Client: “Coach Rachel, why don’t we ever do ab exercises?”
Me: “We’re doing ‘ab’ exercises every time we squat, swing, press, deadlift, pull-up, and plank…”
But you’ll never see a sit-up or crunch in the training sessions I lead, and here’s why: Every time you do a sit-up (spinal flexion), it’s like someone parking a motorcycle on your body. It creates 750 pounds of compression force on the spine. Sound good? Think of a steel beam that supports a building. It’s meant to stand straight and bare load. You would never expect it to bend, twist, and still carry load; but that’s exactly what our spines do! They bend, twist, allow our lungs to fill with air, dance, jump, run, play—but we still have to protect them. Your “support beam” is incredibly important.

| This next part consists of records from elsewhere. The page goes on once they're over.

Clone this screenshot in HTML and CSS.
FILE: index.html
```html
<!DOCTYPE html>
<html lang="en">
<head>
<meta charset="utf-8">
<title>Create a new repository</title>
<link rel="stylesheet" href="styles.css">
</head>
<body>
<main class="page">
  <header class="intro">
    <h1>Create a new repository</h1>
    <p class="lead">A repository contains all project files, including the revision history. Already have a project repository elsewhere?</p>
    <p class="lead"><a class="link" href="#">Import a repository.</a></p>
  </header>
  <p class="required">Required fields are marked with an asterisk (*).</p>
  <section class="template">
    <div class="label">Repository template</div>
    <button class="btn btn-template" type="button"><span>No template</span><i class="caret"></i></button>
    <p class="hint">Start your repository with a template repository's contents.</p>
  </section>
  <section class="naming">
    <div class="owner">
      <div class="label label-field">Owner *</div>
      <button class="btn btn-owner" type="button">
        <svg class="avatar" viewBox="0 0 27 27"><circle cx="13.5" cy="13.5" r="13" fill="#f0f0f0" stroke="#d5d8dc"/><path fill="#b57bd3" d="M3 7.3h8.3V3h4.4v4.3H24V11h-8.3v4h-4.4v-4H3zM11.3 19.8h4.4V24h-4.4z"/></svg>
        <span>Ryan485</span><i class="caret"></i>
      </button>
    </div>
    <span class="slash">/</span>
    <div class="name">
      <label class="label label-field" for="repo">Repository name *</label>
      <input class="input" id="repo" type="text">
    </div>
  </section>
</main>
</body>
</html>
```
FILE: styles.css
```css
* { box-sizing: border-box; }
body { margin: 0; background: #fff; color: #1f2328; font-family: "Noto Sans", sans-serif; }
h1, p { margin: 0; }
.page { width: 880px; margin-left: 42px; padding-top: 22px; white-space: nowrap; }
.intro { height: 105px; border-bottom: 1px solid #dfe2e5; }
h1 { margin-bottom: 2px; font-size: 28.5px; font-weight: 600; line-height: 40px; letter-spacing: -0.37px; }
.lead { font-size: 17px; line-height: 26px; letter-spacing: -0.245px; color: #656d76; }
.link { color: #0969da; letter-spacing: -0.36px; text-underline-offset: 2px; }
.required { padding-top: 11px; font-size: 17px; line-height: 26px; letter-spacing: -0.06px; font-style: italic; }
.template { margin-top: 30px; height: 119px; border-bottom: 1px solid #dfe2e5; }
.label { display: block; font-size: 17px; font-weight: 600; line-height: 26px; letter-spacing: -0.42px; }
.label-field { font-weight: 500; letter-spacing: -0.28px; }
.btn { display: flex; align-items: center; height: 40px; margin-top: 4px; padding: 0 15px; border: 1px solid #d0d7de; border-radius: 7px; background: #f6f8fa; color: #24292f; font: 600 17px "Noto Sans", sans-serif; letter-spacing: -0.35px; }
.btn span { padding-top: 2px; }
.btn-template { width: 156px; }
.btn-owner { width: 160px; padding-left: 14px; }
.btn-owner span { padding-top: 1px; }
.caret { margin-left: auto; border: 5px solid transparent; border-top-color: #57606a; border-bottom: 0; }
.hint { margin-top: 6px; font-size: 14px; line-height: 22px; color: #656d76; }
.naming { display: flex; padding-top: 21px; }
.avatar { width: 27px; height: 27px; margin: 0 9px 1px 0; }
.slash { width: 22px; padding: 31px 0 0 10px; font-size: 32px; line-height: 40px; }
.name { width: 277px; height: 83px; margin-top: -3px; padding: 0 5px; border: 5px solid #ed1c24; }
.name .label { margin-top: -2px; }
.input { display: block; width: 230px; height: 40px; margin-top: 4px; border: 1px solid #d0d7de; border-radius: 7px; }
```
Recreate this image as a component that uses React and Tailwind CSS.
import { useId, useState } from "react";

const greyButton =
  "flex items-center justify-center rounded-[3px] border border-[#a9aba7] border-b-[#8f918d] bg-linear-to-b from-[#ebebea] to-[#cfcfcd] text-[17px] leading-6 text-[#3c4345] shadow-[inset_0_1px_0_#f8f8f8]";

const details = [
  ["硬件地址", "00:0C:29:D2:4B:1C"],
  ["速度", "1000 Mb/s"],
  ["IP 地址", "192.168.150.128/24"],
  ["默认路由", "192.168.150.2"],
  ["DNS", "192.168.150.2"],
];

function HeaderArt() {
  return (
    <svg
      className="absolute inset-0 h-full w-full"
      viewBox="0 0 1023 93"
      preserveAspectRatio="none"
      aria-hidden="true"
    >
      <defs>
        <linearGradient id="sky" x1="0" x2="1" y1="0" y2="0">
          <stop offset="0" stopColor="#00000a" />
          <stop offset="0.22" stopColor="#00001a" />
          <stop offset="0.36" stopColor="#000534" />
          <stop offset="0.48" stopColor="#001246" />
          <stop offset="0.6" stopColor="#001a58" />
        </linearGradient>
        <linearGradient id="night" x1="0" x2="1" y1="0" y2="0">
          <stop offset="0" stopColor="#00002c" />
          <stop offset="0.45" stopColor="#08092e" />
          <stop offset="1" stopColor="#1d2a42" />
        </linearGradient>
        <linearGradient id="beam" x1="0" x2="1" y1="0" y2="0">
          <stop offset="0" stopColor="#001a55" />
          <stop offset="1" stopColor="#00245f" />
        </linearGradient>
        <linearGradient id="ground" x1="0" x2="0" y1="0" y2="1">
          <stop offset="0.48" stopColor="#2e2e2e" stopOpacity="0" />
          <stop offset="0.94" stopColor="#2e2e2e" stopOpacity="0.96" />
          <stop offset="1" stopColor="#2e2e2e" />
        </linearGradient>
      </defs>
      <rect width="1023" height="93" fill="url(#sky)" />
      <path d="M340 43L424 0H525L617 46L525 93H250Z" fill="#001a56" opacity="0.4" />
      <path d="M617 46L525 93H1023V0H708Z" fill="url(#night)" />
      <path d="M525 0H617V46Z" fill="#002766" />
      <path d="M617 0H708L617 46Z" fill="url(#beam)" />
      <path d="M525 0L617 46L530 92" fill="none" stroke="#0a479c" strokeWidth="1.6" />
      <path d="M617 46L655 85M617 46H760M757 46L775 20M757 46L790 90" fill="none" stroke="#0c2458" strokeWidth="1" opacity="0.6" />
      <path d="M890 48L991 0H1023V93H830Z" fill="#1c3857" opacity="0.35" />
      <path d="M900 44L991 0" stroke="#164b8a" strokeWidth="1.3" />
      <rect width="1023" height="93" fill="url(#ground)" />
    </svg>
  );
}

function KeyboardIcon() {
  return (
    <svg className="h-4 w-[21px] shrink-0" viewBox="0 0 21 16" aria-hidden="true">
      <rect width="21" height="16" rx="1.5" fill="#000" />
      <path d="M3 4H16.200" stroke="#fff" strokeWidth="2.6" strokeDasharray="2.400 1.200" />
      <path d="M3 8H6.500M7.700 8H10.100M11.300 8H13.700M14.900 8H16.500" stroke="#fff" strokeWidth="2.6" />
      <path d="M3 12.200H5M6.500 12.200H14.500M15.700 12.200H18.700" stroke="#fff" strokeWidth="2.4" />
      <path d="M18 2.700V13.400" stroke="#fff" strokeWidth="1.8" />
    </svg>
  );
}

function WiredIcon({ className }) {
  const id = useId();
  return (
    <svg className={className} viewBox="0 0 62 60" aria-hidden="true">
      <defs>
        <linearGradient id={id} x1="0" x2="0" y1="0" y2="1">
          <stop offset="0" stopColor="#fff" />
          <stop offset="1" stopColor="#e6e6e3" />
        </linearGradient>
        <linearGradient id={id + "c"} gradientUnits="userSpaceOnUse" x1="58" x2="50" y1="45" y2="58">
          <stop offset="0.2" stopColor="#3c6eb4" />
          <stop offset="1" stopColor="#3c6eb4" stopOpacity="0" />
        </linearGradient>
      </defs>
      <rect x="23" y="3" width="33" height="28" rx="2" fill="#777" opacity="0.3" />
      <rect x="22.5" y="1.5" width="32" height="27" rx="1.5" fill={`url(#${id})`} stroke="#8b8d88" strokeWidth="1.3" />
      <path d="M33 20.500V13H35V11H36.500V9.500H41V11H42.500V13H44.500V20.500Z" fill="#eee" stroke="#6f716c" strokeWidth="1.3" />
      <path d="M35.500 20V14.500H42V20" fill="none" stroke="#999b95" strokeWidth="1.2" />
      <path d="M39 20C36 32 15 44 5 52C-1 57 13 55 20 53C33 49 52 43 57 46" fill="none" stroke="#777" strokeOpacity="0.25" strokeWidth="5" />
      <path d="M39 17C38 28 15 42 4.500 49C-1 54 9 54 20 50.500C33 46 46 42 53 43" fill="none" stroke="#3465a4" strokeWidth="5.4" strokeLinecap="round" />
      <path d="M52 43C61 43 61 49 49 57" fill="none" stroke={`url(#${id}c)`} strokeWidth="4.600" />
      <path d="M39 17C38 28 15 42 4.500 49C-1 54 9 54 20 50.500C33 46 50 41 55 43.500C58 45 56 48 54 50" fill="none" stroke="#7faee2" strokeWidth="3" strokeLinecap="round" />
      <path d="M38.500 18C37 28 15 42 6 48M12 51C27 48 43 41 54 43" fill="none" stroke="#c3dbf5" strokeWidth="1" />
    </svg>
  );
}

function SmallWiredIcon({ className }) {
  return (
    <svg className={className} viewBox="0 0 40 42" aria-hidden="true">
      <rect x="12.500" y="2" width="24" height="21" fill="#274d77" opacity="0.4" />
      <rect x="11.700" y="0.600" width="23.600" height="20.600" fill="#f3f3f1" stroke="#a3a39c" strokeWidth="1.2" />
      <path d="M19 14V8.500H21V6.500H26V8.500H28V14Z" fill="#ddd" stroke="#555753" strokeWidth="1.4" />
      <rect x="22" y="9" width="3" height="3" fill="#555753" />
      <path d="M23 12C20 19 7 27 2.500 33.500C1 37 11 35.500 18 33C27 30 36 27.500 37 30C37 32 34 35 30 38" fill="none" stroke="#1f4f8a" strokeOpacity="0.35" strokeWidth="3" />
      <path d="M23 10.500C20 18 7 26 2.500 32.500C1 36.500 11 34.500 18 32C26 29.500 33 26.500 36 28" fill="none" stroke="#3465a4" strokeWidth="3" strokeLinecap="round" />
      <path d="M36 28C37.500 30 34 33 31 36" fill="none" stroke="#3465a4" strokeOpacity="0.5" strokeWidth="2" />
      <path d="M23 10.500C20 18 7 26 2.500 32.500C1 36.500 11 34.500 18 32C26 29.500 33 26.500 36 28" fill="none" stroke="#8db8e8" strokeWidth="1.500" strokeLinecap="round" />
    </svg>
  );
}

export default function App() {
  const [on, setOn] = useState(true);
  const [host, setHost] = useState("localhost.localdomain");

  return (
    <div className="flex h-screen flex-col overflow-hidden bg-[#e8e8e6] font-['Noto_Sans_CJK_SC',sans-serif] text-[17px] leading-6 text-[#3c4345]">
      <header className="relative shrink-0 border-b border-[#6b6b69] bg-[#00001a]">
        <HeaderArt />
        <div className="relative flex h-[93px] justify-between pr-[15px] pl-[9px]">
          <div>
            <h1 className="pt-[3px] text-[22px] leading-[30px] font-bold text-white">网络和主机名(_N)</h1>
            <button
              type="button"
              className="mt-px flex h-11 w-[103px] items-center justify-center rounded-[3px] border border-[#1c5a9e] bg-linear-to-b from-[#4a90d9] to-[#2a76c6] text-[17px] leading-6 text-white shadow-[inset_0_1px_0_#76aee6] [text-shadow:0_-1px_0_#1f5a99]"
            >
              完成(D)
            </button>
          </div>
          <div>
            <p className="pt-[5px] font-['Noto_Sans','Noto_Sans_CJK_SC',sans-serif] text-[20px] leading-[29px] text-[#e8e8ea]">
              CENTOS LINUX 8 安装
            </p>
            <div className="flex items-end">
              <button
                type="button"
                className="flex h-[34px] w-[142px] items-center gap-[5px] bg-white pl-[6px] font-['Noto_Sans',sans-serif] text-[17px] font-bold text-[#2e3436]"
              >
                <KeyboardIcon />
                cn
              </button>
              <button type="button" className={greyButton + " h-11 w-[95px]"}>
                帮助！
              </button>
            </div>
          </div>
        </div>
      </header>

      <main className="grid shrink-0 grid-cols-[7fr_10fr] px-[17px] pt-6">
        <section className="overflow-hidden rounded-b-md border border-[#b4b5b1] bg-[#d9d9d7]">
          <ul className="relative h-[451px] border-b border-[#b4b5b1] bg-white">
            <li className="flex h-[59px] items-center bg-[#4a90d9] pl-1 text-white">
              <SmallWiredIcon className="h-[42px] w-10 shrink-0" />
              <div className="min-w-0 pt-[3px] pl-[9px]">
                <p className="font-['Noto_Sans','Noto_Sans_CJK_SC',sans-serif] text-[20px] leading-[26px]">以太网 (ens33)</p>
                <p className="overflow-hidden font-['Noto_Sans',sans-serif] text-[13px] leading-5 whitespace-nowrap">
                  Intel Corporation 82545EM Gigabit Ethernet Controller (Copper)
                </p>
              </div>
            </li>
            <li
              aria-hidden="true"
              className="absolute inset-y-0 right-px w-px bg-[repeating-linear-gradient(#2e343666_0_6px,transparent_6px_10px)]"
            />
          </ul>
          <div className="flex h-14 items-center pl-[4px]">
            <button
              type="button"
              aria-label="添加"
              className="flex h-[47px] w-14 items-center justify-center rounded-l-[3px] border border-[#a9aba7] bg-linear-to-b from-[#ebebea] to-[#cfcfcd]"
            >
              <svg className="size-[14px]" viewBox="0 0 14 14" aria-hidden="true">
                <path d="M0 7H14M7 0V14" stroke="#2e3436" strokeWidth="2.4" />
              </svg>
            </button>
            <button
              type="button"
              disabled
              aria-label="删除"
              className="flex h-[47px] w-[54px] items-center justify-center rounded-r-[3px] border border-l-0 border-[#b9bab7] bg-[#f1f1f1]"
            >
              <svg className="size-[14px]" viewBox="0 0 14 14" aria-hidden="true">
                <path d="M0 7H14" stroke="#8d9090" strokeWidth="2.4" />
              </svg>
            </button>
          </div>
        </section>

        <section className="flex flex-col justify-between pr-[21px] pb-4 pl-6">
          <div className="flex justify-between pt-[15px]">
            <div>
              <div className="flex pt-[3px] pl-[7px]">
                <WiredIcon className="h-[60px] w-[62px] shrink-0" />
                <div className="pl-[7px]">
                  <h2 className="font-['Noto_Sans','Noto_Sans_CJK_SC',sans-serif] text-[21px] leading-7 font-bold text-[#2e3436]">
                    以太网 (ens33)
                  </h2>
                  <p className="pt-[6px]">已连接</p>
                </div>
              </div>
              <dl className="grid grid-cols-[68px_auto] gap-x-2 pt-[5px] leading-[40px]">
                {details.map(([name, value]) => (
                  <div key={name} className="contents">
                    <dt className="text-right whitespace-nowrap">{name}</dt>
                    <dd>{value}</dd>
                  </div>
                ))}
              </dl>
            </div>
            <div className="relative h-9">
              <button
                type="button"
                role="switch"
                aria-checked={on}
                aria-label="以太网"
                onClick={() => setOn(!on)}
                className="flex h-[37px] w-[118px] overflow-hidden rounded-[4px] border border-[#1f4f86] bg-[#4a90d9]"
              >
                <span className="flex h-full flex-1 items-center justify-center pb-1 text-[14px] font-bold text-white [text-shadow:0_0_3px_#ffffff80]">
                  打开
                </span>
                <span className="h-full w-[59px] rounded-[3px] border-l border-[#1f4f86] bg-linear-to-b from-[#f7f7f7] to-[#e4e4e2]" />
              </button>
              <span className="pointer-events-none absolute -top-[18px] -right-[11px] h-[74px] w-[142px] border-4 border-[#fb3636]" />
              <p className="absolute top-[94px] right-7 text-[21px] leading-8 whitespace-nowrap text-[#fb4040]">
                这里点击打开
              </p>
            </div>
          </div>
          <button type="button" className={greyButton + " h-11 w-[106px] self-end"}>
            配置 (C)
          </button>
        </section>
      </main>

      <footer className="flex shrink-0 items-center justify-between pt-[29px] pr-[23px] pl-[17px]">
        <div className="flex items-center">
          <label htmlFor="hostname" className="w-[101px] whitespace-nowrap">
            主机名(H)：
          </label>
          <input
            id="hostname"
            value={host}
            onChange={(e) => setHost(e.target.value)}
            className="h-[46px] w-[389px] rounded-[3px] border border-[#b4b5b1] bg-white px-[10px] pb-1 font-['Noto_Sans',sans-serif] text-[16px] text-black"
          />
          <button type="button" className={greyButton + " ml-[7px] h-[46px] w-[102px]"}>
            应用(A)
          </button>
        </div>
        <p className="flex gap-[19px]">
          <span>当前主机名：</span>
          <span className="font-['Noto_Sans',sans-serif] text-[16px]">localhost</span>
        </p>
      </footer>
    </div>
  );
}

One of the world’s leading spinal experts, Dr. McGill, has spent three decades studying spinal biomechanics at the University of Waterloo in Canada, and he is on a crusade to end crunches. His three favorite core exercises are side-plank, bird-dog, and stir-the-pot. McGill preaches that the best way to train your core is with your spine in neutral, using various forms of planking or movements that use rotation or resist rotation (called “anti-rotation”) to build strength.
Planks are so great because they recruit the most amount of ab muscles at the same time. And that’s just how life works. Natural, everyday activities require our muscles to work together and fire simultaneously. So, one of the best things you can do to prepare for life and prevent back injuries is to stop crunching and start planking. You can also try planks with leg lifts, suspended rollouts, or tucks. All three require spinal stabilization, strength, and endurance.